-- Begin --

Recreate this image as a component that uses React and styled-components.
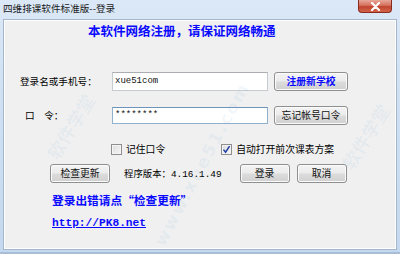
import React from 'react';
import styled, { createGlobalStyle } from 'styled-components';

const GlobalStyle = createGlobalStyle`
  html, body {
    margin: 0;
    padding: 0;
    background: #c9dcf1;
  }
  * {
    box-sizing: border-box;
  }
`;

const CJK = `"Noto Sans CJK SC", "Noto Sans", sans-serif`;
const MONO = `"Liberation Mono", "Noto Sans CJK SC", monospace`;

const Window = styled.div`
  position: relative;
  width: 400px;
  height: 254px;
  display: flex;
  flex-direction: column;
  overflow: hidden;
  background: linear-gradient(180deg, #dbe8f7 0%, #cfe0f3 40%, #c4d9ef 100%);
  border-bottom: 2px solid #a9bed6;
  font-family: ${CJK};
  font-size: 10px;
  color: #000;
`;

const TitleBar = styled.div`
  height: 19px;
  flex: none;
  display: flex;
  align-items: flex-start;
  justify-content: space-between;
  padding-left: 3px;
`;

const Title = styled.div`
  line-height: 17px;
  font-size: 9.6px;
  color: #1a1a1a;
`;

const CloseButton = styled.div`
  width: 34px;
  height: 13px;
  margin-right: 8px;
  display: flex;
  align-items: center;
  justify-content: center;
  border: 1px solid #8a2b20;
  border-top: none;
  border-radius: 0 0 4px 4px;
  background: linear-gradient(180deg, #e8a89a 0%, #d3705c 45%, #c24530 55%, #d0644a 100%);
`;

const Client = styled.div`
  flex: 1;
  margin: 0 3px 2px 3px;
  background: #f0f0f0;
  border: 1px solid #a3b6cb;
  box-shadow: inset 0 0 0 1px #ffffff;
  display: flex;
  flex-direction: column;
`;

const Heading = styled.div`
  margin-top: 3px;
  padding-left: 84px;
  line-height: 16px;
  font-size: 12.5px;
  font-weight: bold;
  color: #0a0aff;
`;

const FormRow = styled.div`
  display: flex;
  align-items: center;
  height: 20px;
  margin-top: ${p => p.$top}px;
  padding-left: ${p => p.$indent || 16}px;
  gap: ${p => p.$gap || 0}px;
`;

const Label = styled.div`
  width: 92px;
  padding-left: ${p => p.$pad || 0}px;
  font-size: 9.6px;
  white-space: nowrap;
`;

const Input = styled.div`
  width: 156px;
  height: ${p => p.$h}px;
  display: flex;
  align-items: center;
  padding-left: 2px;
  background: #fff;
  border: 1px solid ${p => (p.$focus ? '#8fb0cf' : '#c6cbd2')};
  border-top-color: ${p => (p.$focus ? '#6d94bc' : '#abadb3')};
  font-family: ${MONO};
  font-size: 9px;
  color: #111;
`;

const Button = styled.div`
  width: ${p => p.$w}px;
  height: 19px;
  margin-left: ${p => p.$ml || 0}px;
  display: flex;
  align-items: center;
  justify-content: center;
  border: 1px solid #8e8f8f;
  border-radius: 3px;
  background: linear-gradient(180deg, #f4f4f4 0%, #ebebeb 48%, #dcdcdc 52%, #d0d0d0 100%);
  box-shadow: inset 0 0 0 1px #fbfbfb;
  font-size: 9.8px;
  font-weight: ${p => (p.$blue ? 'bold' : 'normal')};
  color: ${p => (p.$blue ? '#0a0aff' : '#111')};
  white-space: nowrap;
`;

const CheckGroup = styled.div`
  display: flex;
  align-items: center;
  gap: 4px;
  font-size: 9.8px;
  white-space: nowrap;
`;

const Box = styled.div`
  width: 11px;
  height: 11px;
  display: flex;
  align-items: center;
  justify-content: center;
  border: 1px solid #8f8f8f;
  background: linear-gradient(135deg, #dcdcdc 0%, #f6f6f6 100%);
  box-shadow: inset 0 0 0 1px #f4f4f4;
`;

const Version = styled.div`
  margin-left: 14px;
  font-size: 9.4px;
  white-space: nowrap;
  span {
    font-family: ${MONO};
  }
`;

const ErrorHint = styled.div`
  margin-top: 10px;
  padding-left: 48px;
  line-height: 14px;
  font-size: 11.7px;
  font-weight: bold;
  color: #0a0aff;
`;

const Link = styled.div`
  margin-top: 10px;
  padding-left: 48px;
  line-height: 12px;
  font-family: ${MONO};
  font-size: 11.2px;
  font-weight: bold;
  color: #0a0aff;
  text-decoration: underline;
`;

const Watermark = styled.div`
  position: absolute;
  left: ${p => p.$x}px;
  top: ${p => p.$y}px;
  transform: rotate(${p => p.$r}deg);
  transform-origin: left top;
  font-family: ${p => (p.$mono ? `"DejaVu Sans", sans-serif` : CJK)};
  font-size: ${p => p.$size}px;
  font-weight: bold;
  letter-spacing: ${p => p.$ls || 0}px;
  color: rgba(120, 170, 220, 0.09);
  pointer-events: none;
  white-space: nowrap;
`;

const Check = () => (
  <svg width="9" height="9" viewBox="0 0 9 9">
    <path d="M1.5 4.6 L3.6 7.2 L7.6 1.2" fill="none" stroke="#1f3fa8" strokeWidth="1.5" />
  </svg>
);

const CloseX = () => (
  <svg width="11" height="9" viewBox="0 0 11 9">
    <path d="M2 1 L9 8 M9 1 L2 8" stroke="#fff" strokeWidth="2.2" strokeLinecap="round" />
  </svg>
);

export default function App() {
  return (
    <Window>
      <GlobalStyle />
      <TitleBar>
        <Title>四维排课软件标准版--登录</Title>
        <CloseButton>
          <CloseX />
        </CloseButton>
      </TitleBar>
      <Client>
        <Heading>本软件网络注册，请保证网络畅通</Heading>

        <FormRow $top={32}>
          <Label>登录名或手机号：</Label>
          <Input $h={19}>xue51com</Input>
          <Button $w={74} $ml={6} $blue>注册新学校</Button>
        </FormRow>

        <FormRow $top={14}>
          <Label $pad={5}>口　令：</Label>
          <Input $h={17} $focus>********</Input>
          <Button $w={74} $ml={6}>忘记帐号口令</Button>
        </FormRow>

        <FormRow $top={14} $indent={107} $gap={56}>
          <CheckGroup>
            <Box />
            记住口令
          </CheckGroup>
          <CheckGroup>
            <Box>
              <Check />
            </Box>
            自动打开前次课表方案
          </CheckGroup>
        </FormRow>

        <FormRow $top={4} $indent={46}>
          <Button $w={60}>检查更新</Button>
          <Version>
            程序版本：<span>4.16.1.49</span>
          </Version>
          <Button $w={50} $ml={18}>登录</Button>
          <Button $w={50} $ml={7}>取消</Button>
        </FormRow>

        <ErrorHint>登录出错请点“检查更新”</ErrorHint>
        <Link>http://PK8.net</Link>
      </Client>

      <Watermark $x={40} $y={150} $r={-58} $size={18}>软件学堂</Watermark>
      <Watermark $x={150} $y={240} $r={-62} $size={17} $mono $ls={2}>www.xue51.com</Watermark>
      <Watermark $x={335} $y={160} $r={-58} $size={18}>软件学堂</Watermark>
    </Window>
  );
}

-- End --
-- Begin --

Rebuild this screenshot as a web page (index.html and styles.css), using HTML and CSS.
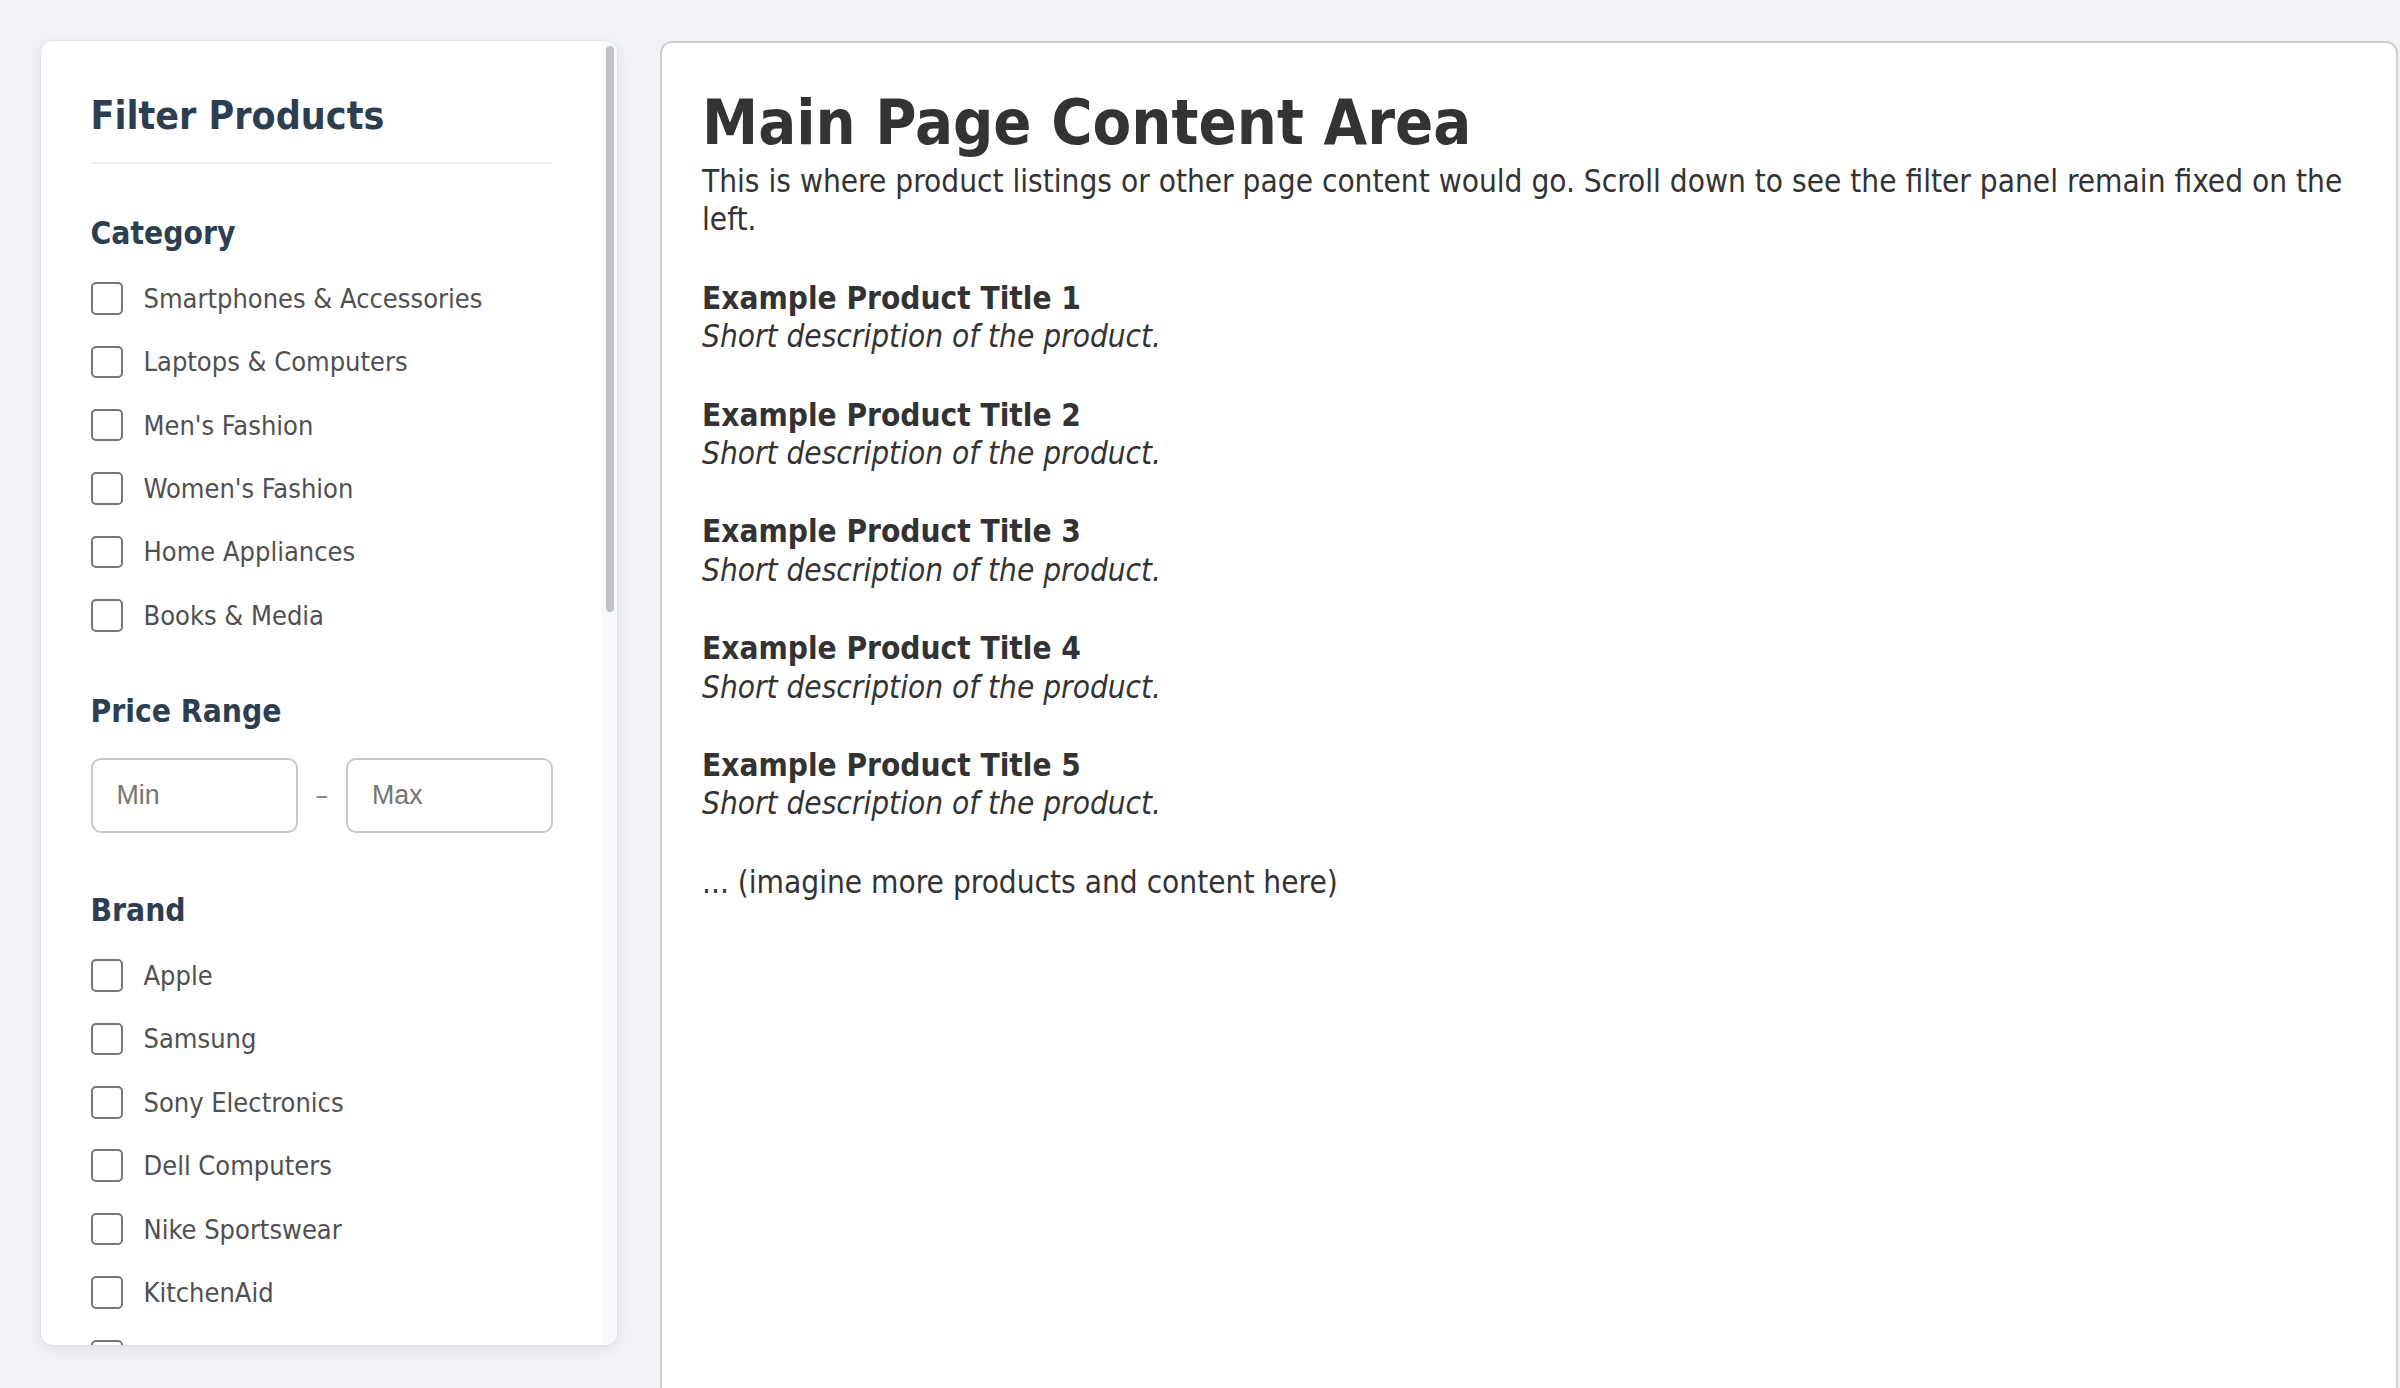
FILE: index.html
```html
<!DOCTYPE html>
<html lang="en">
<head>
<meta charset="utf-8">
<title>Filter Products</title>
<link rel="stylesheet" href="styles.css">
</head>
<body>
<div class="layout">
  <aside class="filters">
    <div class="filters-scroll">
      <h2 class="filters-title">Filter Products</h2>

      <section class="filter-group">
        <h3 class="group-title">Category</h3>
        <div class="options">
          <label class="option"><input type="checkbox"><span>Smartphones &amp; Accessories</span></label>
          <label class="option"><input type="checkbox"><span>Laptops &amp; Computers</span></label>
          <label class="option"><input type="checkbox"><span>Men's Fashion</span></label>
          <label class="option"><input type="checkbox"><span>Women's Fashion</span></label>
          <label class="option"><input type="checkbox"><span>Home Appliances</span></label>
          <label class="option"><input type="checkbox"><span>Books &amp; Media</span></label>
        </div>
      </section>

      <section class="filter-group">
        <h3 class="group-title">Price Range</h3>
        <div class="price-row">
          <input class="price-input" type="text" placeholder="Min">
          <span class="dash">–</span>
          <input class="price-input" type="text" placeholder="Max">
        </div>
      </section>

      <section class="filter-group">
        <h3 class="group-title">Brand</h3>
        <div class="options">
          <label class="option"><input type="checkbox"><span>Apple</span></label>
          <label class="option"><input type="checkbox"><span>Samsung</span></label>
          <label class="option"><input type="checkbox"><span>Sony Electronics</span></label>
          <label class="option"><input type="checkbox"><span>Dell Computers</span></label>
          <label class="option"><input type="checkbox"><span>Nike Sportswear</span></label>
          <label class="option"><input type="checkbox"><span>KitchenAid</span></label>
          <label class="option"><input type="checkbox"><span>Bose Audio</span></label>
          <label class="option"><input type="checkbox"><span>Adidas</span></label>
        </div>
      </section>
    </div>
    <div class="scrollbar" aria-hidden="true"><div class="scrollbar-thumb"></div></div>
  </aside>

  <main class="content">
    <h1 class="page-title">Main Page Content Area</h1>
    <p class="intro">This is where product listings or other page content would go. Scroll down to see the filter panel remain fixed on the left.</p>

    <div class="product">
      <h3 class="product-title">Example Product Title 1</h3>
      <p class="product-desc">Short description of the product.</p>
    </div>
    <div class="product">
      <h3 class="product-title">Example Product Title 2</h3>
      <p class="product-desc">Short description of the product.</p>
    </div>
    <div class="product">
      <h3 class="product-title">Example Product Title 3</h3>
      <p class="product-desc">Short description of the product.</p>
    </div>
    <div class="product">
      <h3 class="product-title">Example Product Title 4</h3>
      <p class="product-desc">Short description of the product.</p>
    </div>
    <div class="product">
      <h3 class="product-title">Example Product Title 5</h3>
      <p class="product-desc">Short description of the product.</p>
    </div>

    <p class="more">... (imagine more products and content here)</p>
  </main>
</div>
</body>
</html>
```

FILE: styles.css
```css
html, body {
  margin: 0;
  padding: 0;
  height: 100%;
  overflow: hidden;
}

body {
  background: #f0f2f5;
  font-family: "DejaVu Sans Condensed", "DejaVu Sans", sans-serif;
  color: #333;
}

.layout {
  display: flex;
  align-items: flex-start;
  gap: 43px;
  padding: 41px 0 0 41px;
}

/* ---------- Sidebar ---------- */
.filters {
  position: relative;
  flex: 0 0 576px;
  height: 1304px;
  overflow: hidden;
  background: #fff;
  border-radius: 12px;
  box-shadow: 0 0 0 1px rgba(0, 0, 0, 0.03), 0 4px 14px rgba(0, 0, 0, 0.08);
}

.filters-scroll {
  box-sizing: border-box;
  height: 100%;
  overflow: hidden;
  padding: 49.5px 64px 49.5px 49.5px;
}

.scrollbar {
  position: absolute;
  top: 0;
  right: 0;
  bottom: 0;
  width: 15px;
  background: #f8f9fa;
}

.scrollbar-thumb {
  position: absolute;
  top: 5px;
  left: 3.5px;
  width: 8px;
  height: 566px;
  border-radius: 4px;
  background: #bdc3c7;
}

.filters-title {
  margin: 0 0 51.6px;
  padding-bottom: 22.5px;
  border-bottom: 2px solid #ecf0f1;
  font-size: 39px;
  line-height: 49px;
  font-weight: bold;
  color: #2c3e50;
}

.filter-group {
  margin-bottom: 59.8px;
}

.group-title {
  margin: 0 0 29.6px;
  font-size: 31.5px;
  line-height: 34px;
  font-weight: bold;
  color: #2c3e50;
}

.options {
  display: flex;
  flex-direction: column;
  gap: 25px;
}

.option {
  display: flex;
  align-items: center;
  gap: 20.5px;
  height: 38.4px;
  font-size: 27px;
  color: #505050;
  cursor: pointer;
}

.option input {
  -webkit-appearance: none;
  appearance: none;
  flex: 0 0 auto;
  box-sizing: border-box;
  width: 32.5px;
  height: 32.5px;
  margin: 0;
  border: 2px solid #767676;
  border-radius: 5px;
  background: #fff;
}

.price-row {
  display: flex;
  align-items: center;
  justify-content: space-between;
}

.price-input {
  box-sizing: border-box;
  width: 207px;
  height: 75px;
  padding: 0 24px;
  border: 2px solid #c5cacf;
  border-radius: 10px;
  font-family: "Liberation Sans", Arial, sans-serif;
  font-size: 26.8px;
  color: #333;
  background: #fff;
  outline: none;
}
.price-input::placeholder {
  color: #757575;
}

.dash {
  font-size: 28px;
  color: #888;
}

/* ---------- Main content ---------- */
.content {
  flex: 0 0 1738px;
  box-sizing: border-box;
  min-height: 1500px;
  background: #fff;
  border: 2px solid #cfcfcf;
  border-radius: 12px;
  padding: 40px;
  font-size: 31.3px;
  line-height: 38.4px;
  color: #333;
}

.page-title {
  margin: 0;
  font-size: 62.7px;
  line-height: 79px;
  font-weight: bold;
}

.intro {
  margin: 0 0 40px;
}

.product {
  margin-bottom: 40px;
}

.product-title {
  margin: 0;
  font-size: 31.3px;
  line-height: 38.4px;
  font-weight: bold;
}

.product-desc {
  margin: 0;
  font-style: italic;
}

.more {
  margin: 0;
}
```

-- End --

■ Exercise instructions: How many lines in the entries contain the string "React"? Answer with the number only.

■ Response below: 2